The next extract comes from the fifth week of DS1, illustrating further means that SIN deploys to suspend talk.

Extract 2. DS1-W5-T4-try-wait – 08:05–08:39

SIN responds to NUR’s instruction producing nonlexical vocalizations plus what appears to be a cutoff okay (line 5). SIN’s verbal and bodily conduct (manipulation of the mouse as seen through cursor movements on the screen) are again closely synchronized: She initiates a screen-based activity (1#) simultaneously with her turn-initial “erm.” She then offers an overt request for waiting (“wait a minute,” line 6), which is not granted: After SIN’s “oka:y” (line 7) with syllable lengthening projecting more to come, NUR continues hinting (lines 8/11), and ZEH starts providing instructions (lines 12/14). Coparticipants’ nongranting of waiting time may be due to the fact that SIN’s “wait a minute,” unlike alerts such as I will check, is not unequivocally accountable as related to screen-based activity and, by extension, to task accomplishment. In its context of occurrence, it displays resistance to the instruction just provided by NUR (lines 1–3). This is further illustrated in SIN’s subsequent “↑wait (.) °wait wait°” (line 13), again unsuccessfully deployed to cut off ZEH’s instruction. SIN’s multiple saying of wait bears out what Stivers (Citation2004, p. 260) has described in the following terms: “Speakers of multiple sayings communicate their stance that the prior speaker has persisted unnecessarily in the prior course of action and should properly halt course of action.” SIN’s request hence strongly manifests her treating “private” screen based-activity and “public” talk-in-interaction as practically not deployable simultaneously.

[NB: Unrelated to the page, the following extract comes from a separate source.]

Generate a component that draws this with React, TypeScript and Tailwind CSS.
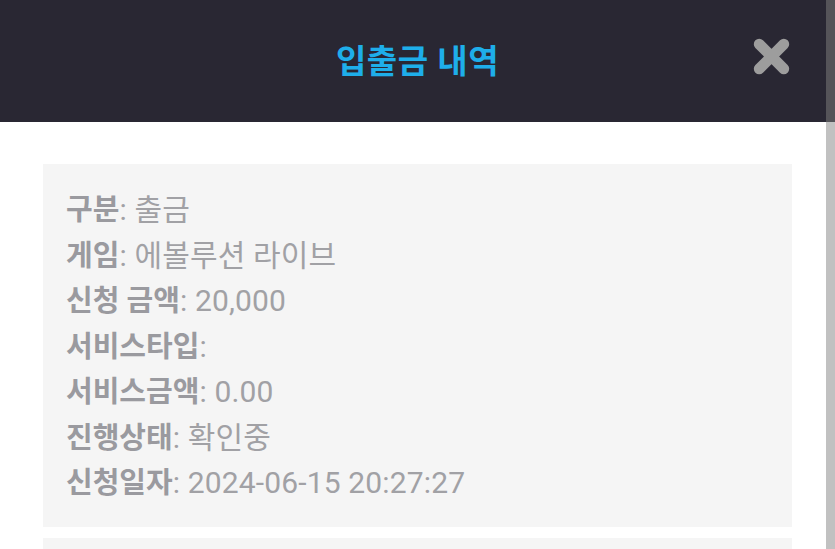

Our focal interest here is on SIN’s subsequent alert (line 19), which occurs in a different sequential context than the two preceding uses of wait. During a prolonged silence (1ine 16), SIN first scrolls down on her screen to the part of the page with the choice of answers (4#), offers an “okay,” and then resorts again to a verbal alert, overtly projecting a screen-based activity (“i will try >wait a minute<,” line 19). By contrast to her preceding wait-imperatives, this verbal alert offers an accountable display of SIN’s engagement in screen-based activity: It identifies (through inference rather than through explicit mention, as in Extract 1) the nature of the screen-based activity—trying to submit the correct answer (#4)—and thereby qualifies her ensuing silence as task-related and ultimately allows her to secure time (line 20) for fully focusing on screen-based activity without being sanctioned nor interrupted by talk. Coparticipants’ conduct during the 5-second silence (not noted in the transcript) shows their understanding and acceptance of SIN’s screen orientation: ZEN and DEN return to the task interface and scroll down to the part where they would see whether SIN found the correct answer. NUR continues gazing at her screen.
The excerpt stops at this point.